#### MATERIAL:
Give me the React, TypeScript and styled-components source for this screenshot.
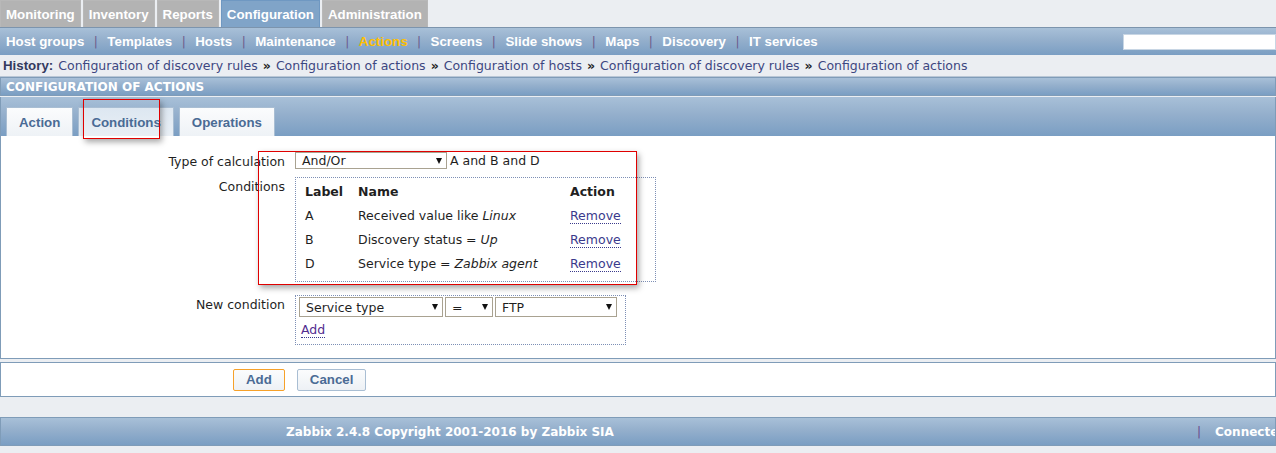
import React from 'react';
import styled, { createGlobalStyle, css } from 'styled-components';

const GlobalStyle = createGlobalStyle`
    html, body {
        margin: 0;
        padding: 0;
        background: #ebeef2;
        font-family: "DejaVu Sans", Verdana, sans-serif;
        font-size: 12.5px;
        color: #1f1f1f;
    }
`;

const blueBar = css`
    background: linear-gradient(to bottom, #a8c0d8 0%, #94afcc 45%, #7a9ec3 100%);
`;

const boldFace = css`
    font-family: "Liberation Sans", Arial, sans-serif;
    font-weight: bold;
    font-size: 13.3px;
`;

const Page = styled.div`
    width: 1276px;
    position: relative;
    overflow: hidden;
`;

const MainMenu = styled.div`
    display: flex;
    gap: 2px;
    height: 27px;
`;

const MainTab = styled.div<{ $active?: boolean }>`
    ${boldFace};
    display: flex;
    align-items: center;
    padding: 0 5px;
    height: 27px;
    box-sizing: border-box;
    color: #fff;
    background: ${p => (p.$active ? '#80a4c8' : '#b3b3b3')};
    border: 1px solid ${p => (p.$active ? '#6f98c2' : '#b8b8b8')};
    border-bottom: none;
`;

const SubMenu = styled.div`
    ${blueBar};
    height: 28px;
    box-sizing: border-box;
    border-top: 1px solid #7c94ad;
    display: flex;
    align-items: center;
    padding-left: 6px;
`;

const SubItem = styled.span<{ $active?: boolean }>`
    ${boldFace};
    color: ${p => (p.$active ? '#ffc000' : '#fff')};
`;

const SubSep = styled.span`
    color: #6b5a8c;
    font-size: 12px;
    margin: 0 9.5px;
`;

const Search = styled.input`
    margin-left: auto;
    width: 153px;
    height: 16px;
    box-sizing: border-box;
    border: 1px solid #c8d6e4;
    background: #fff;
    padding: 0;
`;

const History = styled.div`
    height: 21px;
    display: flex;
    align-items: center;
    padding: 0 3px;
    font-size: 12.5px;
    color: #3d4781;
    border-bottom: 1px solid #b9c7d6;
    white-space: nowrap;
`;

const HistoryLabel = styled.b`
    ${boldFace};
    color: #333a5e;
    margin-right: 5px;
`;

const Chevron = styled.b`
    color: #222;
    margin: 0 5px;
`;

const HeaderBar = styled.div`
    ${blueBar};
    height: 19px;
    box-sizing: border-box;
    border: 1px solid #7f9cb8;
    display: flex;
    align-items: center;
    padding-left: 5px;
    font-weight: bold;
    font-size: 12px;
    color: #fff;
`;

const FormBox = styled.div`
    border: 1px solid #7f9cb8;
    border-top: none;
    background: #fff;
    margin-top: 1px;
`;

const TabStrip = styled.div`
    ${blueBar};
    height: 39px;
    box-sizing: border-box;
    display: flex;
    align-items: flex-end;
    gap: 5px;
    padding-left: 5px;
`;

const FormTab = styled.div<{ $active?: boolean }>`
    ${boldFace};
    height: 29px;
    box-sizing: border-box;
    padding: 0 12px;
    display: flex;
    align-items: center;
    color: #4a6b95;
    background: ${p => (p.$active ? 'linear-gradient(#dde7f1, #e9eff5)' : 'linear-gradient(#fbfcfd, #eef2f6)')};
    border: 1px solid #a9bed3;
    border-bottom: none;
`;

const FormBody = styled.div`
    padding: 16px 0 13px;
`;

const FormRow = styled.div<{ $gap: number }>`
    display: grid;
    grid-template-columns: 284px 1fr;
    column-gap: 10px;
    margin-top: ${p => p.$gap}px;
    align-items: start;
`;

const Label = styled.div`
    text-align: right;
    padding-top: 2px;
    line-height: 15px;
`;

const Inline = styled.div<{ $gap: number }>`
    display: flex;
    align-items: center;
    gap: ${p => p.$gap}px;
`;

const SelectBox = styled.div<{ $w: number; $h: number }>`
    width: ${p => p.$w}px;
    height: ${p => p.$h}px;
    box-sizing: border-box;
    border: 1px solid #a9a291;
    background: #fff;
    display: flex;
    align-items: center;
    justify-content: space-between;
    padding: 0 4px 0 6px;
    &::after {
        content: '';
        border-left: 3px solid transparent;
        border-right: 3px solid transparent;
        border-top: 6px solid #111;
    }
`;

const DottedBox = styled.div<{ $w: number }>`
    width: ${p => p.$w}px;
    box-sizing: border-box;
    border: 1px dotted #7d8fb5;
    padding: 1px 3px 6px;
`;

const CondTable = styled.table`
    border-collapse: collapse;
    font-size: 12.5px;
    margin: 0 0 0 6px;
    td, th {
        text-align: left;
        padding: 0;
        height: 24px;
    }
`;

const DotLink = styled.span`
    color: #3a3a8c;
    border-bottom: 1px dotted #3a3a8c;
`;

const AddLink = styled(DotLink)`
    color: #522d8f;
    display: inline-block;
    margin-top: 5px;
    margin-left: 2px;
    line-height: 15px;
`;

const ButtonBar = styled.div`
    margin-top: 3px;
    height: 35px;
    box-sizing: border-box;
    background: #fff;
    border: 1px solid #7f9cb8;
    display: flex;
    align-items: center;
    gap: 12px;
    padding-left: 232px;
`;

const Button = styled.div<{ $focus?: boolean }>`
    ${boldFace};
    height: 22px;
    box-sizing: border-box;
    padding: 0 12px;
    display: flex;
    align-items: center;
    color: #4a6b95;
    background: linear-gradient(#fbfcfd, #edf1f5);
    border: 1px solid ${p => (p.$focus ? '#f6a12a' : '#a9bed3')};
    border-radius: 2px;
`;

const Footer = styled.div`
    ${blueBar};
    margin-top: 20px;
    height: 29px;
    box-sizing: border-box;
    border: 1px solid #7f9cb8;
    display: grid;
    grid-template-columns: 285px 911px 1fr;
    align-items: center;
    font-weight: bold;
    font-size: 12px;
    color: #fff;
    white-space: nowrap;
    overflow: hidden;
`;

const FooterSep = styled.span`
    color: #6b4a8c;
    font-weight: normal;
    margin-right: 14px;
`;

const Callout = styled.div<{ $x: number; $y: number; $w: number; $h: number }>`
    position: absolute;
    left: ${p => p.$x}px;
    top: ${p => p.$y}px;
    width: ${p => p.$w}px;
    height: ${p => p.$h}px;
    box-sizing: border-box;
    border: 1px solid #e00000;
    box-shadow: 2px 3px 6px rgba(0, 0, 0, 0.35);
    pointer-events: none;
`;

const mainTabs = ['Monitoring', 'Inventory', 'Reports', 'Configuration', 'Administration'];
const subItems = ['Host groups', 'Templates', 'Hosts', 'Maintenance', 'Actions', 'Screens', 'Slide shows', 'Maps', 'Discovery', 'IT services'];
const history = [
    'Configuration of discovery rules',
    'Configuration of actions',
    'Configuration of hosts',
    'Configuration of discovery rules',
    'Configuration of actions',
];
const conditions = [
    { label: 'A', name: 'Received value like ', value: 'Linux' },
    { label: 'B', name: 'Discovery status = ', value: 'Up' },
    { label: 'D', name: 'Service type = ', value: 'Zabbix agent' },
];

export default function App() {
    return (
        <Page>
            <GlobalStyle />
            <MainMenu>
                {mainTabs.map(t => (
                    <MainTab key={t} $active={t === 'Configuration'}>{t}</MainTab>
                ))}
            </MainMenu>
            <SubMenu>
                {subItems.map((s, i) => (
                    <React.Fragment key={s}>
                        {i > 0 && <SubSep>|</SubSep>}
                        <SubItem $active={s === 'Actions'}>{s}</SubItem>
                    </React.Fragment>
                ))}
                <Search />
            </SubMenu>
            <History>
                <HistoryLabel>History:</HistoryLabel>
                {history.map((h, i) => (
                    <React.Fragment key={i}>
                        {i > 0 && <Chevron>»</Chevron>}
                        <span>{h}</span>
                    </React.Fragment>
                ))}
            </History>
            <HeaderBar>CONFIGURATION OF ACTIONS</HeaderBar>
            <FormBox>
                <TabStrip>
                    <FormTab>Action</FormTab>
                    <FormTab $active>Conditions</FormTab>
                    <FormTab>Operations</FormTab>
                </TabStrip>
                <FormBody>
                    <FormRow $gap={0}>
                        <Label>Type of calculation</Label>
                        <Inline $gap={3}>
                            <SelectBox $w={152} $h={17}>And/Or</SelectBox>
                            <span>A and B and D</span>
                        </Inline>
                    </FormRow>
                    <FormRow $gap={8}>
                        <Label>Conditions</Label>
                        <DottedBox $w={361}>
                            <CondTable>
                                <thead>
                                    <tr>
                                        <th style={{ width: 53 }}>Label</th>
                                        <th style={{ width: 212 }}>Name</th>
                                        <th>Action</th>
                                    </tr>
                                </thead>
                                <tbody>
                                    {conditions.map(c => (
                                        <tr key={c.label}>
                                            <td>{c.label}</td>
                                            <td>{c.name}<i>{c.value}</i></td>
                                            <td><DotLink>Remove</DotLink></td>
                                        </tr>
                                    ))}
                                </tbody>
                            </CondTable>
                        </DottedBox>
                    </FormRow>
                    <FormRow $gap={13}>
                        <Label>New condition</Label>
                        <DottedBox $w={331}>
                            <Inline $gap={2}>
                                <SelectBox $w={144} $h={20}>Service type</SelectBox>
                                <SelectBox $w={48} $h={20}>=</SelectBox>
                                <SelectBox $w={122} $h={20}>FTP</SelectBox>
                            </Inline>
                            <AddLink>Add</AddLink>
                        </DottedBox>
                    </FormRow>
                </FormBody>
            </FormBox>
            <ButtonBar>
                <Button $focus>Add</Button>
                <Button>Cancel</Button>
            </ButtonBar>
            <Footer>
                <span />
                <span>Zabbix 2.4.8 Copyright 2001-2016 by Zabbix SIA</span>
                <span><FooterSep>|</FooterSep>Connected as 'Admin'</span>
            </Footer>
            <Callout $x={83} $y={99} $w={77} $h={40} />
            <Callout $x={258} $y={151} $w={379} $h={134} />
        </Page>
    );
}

#### EXERCISE DESCRIPTION:
Find how many lines include the string "React" and report that number alone.

#### TASK RESULT:
6